People don’t really use decision thresholds in fundamental science do they? It’s not like they actually have to make a public policy decision now. Instead, they just have a subjective degree of confidence that varies smoothly with the number of sigmas.
“Despite what some of the media says, that’s not quite the same as a 1 in 30 million chance of being wrong”
Absolutely. Many scientists will make such a statement too, not just the media.
“If nature hasn’t provided us with a 125GeV Higgs Boson, an analysis that finds the result has a 100% chance of being wrong, if there is one, it has a 0% chance of being wrong.”

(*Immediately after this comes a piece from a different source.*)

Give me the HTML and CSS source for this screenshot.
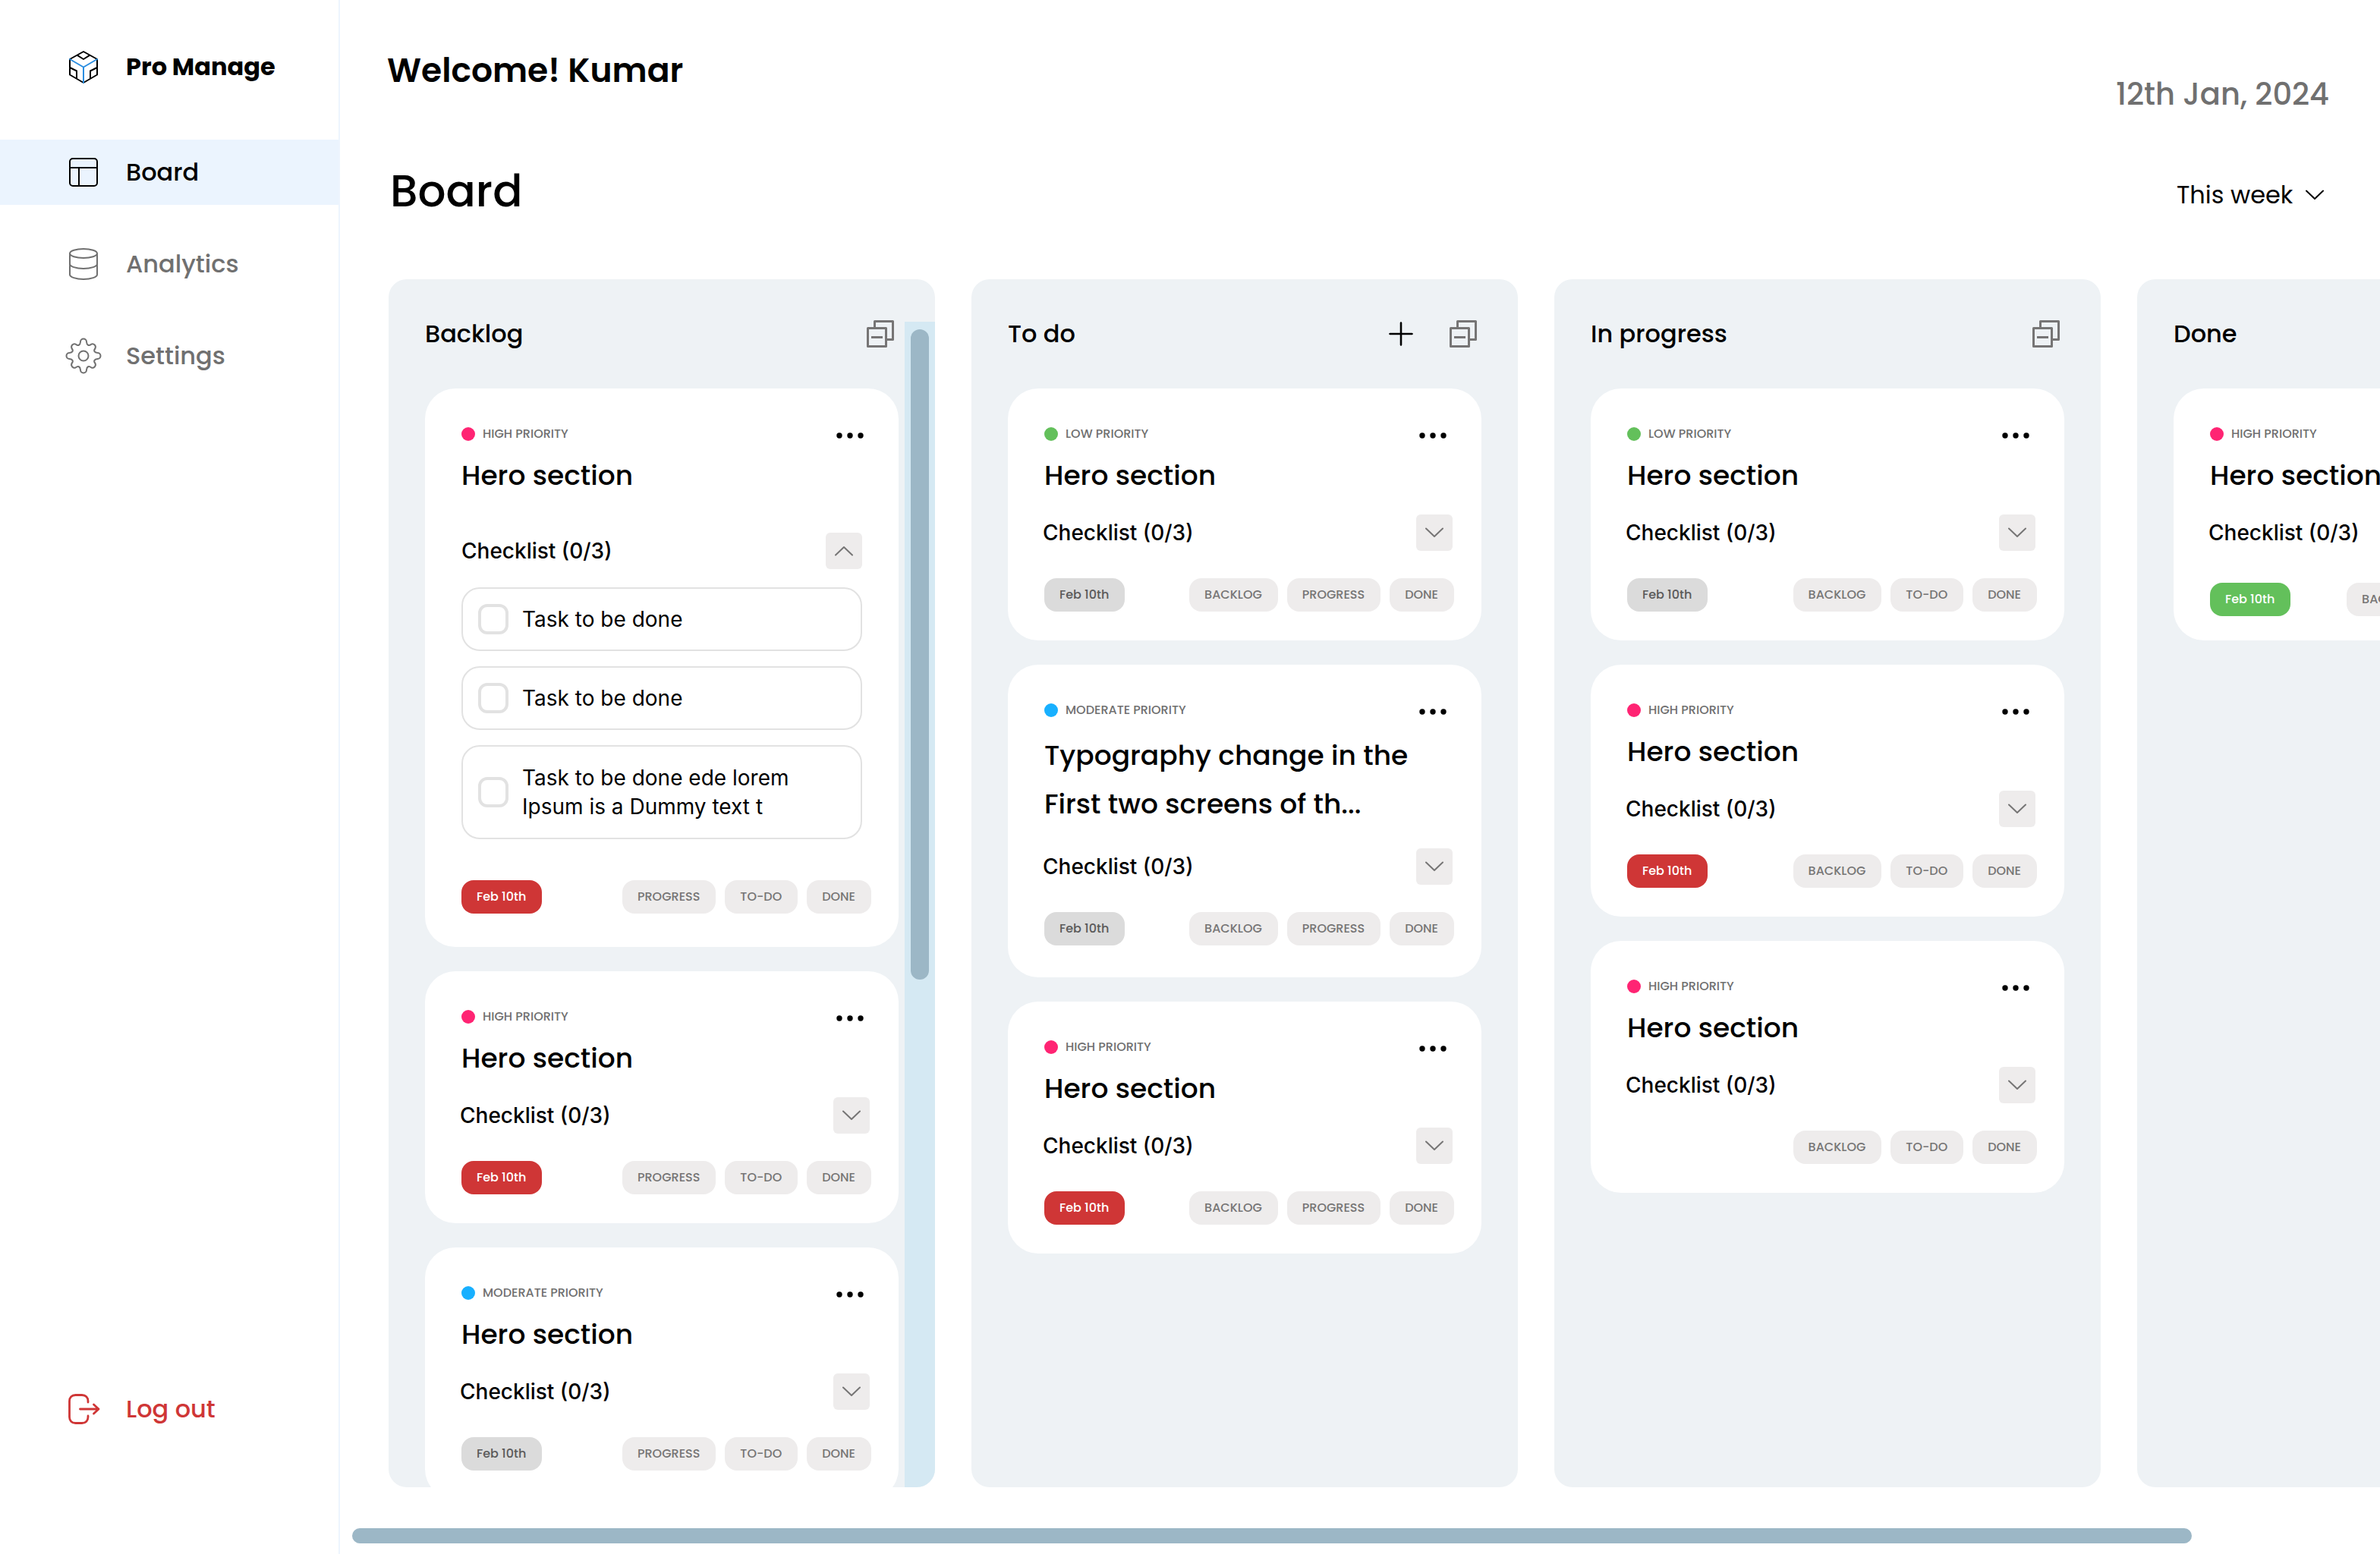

That’s all true, but not super useful. People want to know the probability that the Higgs boson exists given the data. Not the probability that it exists given that it exists. :-)
12 years ago
People really do use decision thresholds in particle physics. They argue about them, but they do use them, at least for deciding who gets to make the “we’ve found it” announcement. Of course they don’t use thresholds for deciding what they believe about the Standard Model. That would be silly.
On the p-value interpretation, I agree that people want to know the probability that the Higgs Boson exists, but that number cannot be one minus the p-value, and the p-value is the number being quoted. Nor will it be the same as the probability that the Higgs Boson exists and has mass roughly 125 GeV, or the probability that the Higgs Boson exists and CERN has found it.
The exact values of all of these would be subjective, but I think we can agree on “pretty bloody likely”.
12 years ago
Agreed. Most physicists seem pretty convinced by the result. Also the NZ Herald has “scientists 99.999% sure of result” in the headline. That’s about how sure I am that they’re incorrectly interpreting one minus the p-value as the posterior probability.